Women's world No. 1 Ash Barty is undoubtedly the good news story, cruising into the third round with a win on Thursday and charging towards a drought-breaking title. She's classy, respectful, calm and a role model for Australian men and women.
Kyrgios offers something different. His unpredictability transforms tennis from a sport of privilege to a Happy Gilmore-style pandemonium.
Kyrgios is perhaps the only player who can go from being a fan favourite to a villain in the time it takes him to flick the ball between his legs.
His reply to an Australian Open highlights reel of one point against Broady, which included a 'tweener and a brutally-ripped forehand, said it all. "I hope this makes people happy." Win or lose, he wants to make the fans smile.
It's a train wreck when it goes wrong, which it often does. But when he's flying and wins?
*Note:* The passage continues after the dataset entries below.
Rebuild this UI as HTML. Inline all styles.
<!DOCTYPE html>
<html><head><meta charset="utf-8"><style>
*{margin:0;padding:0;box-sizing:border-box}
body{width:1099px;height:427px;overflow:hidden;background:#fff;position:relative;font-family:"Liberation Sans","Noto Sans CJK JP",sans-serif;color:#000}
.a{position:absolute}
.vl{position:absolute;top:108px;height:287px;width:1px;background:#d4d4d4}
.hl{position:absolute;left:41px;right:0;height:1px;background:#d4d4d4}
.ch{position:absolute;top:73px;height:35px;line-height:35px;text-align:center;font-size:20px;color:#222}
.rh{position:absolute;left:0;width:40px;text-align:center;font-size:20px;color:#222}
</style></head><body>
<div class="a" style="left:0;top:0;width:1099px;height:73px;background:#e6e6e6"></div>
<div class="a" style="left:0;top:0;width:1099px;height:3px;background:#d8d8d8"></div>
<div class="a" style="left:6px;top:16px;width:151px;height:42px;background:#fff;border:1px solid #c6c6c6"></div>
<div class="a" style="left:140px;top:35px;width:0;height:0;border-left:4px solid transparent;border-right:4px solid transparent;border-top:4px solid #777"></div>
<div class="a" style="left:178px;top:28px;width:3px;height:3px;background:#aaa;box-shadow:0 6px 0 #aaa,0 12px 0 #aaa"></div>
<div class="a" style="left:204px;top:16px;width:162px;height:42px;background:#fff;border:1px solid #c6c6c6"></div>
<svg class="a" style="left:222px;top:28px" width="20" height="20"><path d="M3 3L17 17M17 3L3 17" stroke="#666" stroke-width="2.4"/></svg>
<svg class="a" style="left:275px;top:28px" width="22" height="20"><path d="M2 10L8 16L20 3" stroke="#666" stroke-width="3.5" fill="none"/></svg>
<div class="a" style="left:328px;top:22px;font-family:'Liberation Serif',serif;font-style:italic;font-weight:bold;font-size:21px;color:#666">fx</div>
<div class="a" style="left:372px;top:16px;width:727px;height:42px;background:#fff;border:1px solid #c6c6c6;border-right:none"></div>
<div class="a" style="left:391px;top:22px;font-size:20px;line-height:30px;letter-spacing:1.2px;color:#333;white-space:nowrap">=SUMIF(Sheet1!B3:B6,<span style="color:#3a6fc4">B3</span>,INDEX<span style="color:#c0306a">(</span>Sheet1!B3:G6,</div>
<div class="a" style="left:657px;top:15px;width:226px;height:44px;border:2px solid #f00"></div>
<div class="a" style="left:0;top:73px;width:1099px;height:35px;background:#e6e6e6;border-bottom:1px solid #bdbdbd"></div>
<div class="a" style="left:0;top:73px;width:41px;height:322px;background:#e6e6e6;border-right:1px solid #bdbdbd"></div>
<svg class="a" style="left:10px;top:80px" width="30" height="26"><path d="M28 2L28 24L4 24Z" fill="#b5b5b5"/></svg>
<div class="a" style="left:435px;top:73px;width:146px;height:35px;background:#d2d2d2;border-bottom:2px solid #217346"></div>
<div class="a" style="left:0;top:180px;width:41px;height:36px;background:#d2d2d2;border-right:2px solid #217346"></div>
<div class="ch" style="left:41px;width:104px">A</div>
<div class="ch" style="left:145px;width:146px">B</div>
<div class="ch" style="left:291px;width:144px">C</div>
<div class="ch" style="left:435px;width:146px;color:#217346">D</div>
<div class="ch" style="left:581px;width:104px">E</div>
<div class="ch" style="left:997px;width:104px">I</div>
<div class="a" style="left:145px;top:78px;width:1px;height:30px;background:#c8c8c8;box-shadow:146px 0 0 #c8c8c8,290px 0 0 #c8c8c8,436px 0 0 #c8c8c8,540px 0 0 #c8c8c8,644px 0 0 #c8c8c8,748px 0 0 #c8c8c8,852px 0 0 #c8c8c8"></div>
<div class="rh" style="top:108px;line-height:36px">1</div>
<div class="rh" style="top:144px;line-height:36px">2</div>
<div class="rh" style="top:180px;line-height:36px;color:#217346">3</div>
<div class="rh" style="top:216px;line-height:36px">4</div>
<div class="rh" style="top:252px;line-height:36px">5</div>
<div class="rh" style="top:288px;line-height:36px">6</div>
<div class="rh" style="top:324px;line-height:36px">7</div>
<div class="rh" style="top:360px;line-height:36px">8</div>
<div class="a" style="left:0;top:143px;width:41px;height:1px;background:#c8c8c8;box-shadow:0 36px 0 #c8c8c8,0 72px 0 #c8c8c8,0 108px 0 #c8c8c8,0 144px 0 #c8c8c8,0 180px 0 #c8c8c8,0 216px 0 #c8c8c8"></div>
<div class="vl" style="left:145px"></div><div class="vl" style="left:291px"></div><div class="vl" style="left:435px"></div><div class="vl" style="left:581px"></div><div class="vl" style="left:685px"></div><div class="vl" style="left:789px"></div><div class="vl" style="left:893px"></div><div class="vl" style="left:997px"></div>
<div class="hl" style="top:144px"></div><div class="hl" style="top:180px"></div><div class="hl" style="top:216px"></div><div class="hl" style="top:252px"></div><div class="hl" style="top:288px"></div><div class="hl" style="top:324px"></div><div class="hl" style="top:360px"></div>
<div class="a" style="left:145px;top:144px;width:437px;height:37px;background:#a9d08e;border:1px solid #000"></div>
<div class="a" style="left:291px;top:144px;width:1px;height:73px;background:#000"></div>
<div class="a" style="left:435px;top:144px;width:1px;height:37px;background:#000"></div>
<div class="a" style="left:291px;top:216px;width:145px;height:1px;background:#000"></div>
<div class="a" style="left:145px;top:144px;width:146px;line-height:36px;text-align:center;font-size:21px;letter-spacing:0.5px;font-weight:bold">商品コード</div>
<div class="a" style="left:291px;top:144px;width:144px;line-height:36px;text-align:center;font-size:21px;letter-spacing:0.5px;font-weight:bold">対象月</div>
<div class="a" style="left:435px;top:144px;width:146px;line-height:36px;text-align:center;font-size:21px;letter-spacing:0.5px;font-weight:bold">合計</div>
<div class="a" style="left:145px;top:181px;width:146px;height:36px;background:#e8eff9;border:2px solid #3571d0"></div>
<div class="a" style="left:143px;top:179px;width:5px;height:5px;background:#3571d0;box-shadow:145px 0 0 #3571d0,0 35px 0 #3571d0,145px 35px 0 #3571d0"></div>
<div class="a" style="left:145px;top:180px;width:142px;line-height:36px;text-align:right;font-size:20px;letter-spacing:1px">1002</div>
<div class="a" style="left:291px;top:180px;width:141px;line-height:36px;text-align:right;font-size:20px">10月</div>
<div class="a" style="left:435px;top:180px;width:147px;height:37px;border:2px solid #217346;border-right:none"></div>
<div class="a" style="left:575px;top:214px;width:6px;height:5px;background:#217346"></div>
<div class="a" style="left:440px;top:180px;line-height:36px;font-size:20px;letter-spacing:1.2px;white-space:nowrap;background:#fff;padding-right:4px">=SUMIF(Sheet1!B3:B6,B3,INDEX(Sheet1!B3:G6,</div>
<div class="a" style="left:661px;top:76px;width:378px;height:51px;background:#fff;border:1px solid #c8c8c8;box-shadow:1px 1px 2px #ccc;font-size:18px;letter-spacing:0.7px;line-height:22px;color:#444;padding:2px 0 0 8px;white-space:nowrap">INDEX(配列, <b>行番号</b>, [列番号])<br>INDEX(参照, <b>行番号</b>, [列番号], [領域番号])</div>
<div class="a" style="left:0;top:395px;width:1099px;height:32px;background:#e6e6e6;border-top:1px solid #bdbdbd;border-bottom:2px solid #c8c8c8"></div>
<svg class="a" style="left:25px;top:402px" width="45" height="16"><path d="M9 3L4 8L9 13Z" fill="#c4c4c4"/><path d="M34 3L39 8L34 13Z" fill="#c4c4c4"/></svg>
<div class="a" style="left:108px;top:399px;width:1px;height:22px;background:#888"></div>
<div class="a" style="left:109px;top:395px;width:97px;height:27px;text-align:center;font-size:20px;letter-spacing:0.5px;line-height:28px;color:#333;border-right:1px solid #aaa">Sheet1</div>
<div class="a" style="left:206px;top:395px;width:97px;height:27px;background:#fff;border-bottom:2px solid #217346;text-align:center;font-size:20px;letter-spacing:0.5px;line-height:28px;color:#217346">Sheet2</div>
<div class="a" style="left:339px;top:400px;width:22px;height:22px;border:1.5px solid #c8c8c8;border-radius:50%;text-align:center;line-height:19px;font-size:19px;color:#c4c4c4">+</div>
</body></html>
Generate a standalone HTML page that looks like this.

You can't take your eyes off him.
It makes for an interesting clash of styles with Medvedev - the favourite to win the final after Djokovic was sent packing last week.
"He's probably the best player in the world at the moment," Kyrgios said
Kyrgios has avoided Rod Laver Arena, where tickets come with a premium price and corporate boxes are filled with VIPs, in recent years.
He sees himself as a man of the people, as hard as that is to believe given how divisive he has been throughout his career.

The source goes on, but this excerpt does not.